An optical fiber propagates light by total internal reflection. A light beam introduced into one end of the optical fiber is propagated essentially without any loss of energy to the other end of the optical fiber, even though the optical fiber may be quite long. This property of the optical fiber is utilized in light-based communication systems in which information is encoded onto a light beam, introduced into the optical fiber, propagated through the optical fiber, received at the other end of the optical fiber, and processed to recover the information. Because of its high frequency, the light beam may carry a great deal of information.
The capacity of the optical fiber to carry information may be further increased by simultaneously transmitting a number of light beams through the optical fibers. For example, a first light beam of a first wavelength (i.e., a first channel) may carry information for a first user, a second light beam of a second wavelength (i.e., a second channel) may carry information for a second user, and so on. The single optical fiber may carry a large number of light beams.

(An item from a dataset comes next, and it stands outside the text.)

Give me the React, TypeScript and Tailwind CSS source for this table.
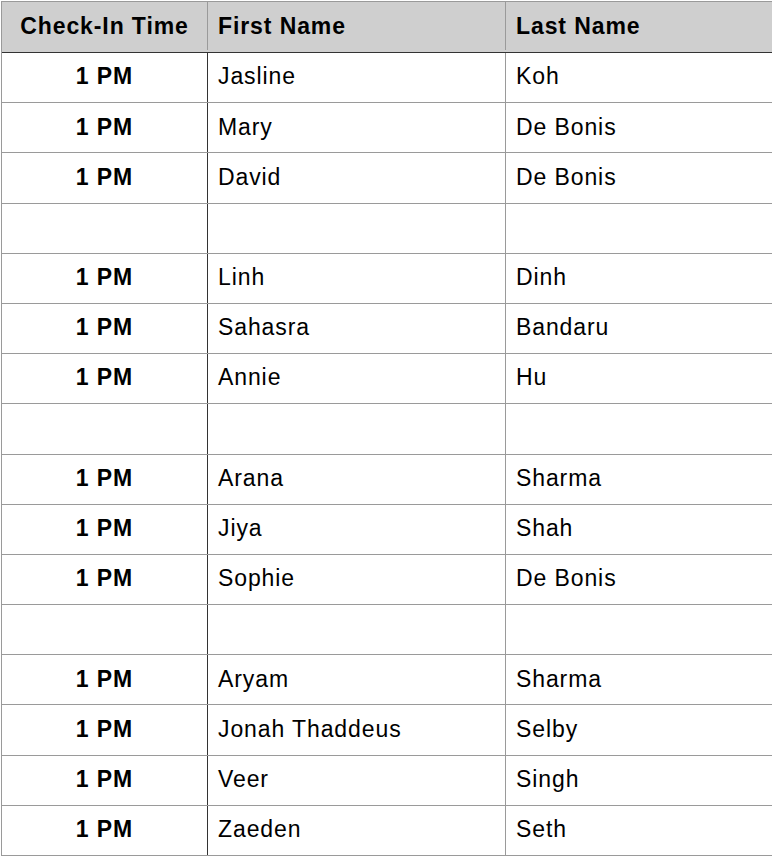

In one approach, dense wavelength division multiplexing (DWDM), the light beams of slightly different wavelengths are multiplexed together, transmitted through the optical fiber, and de-multiplexed at the receiving end to separate the various light beams. There is a relatively limited total wavelength range that may be used, due to other technical limitations. For many applications, the wavelengths must lie in a specific narrow range, as for example between 1528 and 1565 nanometers. The practical limit for the number of light beams that may be transmitted at once within such a total wavelength range is the ability to isolate the light beams and filter the light beams to ensure wavelength separation between the light beams. If too many light beams are transmitted at once so that their wavelengths are too close together, it will not be possible to isolate them in a wavelength sense, and there will be cross talk and interference between the light beams.
Filters have been developed to wavelength-isolate the light beams. Such filters are placed into the light beam to pass only a selected wavelength of light. Examples of such filters are tunable etalon filters and graded thin-film coatings. These filters are operable and are widely used, but they have shortcomings in their ability to isolate the various wavelengths, particularly as the wavelengths are made ever-closer together as the density of communications is increased. There is accordingly a need for an improved approach to light filtering, particularly in DWDM and other types of optical fiber communications systems. The present invention fulfills this need, and further provides related advantages.